J'y retrouve Scoliège et Levrague. Les monitrices que, comme il est d'usage en colo, nous tutoyons d'entrée, se présentent : il y a Renée, Andrée, Solange, Aline, Christiane, Marie-Jo et Noella, la femme du moniteur-chef, René Rambert, qui va, qui vient, qui organise.

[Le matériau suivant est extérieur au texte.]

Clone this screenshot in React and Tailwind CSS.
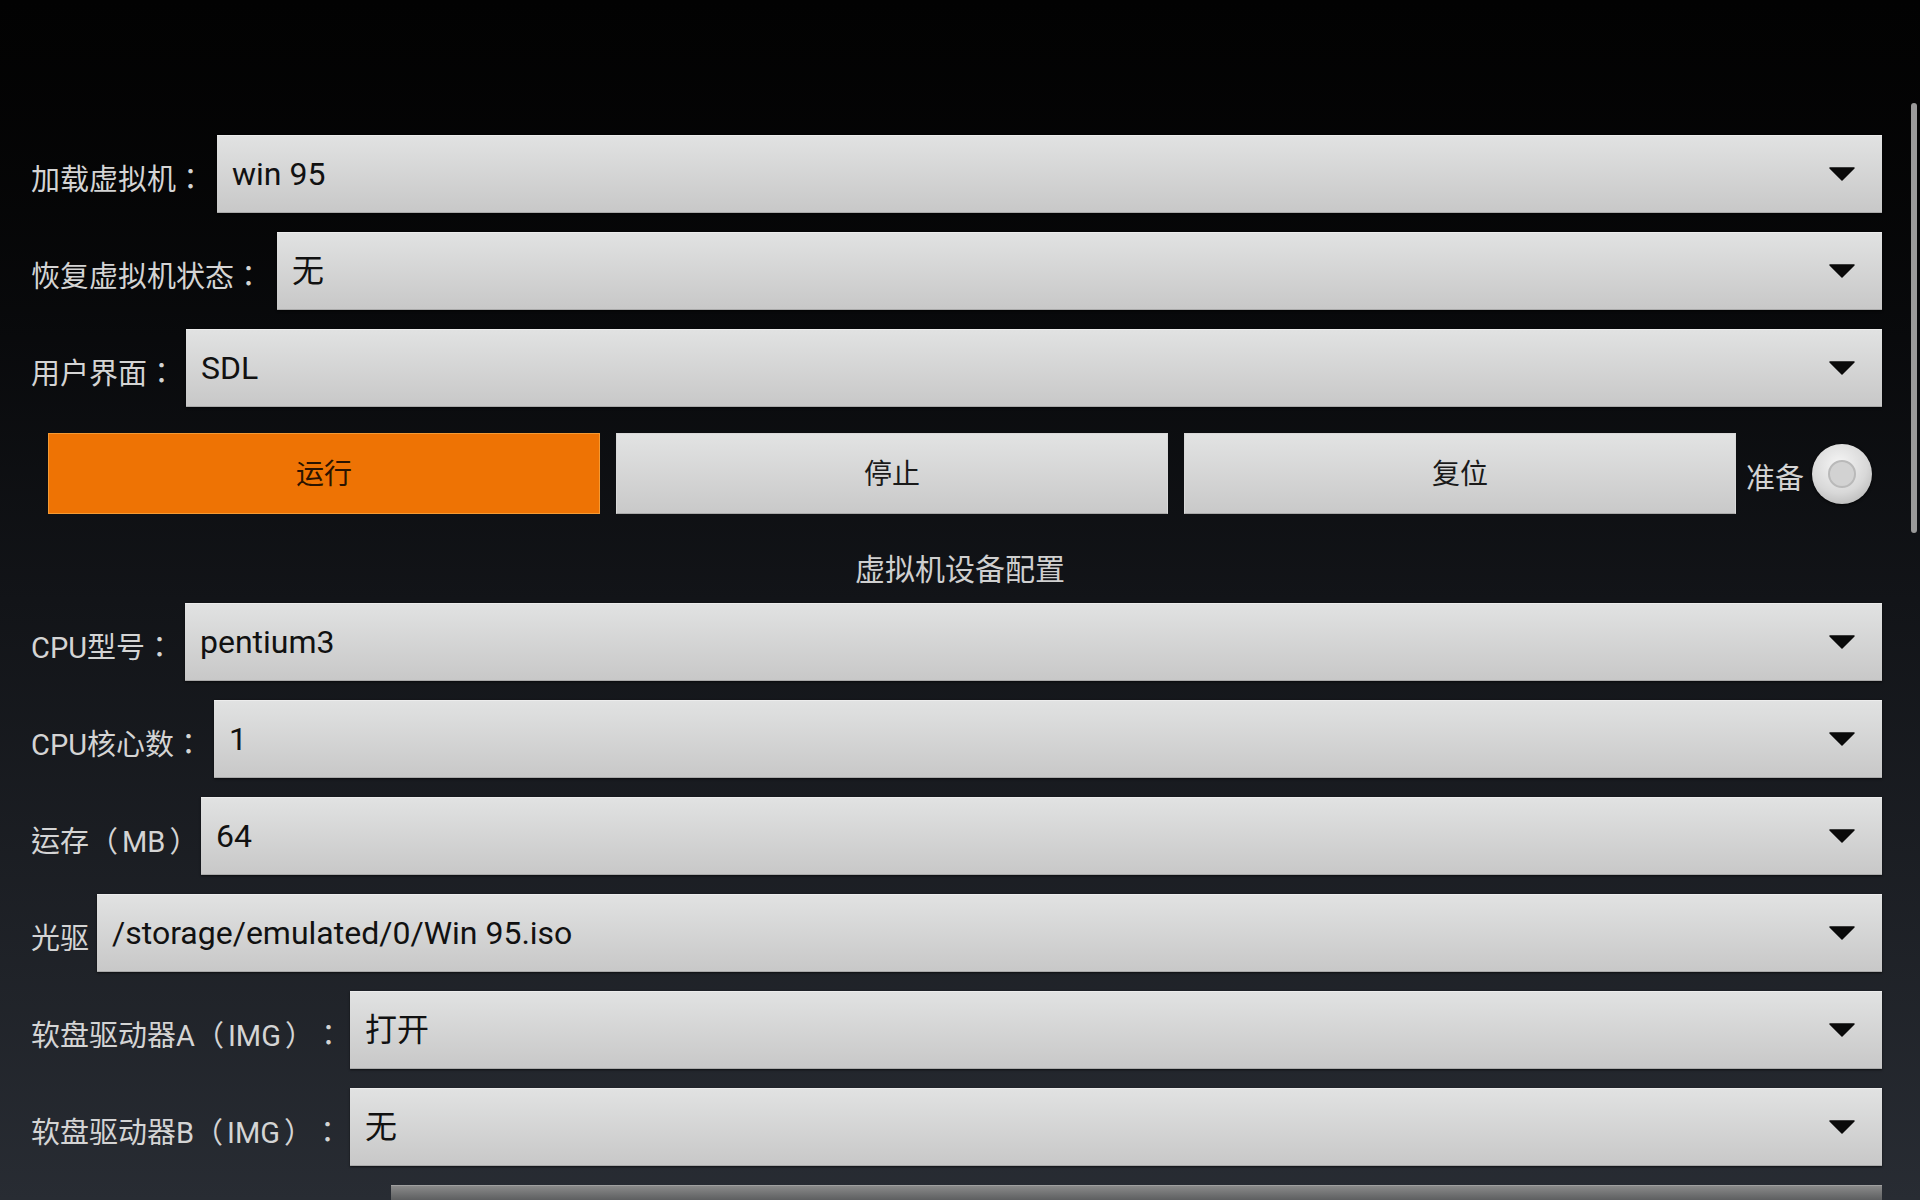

L'été est magnifique, les enfants, dans l'ensemble dociles, respirent la joie. L'équipe de moniteurs est motivée, active, gaie, ivre de jeunesse, « conviviale » au possible. Les chambres de nos équipes respectives (« les Zèbres » pour moi. Les « Bambis », pour elle) étant contiguës, Marie-Jo et moi bavardons chaque soir dans le couloir, jusqu'à ce que tous les enfants soient endormis.
J'apprends ainsi qu'elle est normalienne à Arras, qu'elle habite un tout petit village du Boulonnais, Courset, près de Desvres. Le calme établi, nous descendons rejoindre les autres réunis dans la salle à manger pour le repas froid qui nous est généreusement offert par Monsieur Martel, l'intendant, qui connaît notre appétit féroce ; agape joyeuse et saine qui ne se prolonge guère, tant nous sommes fatigués.
En août, je rentre Auby, je rejoins Flacy en septembre pour la dernière session, celle des grands. Nous sommes entre garçons, heureux d'être ensemble certes, heureux de chanter, heureux de plaisanter mais ce séjour, dans mon souvenir du moins, m'apparaît  bien moins ensoleillé que celui de juillet. Le ciel est le plus souvent couvert et… il n'y a plus de monitrices...


Le château de Flacy

Centre sanitaire permanent pour enfants déficients, la propriété accueille aussi chaque été, répartis en trois sessions, près de 300 enfants issus de familles modestes du Douaisis. C'est une colonie modèle à vocation sociale dont la CAF est très fière .
Confiné depuis toujours dans mon Douaisis natal, je suis à Flacy séduit par la nouveauté des paysages, le pittoresque de village comme Sainpuits, Perreuse aux maisons abandonnées ou Druyes-les-Belles-Fontaines, dont Scoliège et moi, partis à bicyclette pour ravitailler une équipe qui campait au pied du château fort, avons, dans l'émerveillement, découvert le panorama, au sortir d'un petit bois. Privilège du regard neuf, j'ai depuis rencontré des sites bien plus colorés, bien plus riches que ceux du Nivernais, mais aucun hors l'année suivante, celui de la haute montagne, ne m'a laissé une telle impression.
La colonie est bien acceptée de la population et nombreux sont ceux qui assistent aux fêtes que nous préparons avec soin. Je me souviens en particulier de ce spectacle d'ombres chinoises que Marie-Jo et moi, ce fut une nouvelle occasion de nous rencontrer, avons réalisé. « Le joueur de flûte de Hamelin » qui, plusieurs années plus tard, était encore montré aux officiels - dont mon père, administrateur de la CAF- qui visitaient la colonie.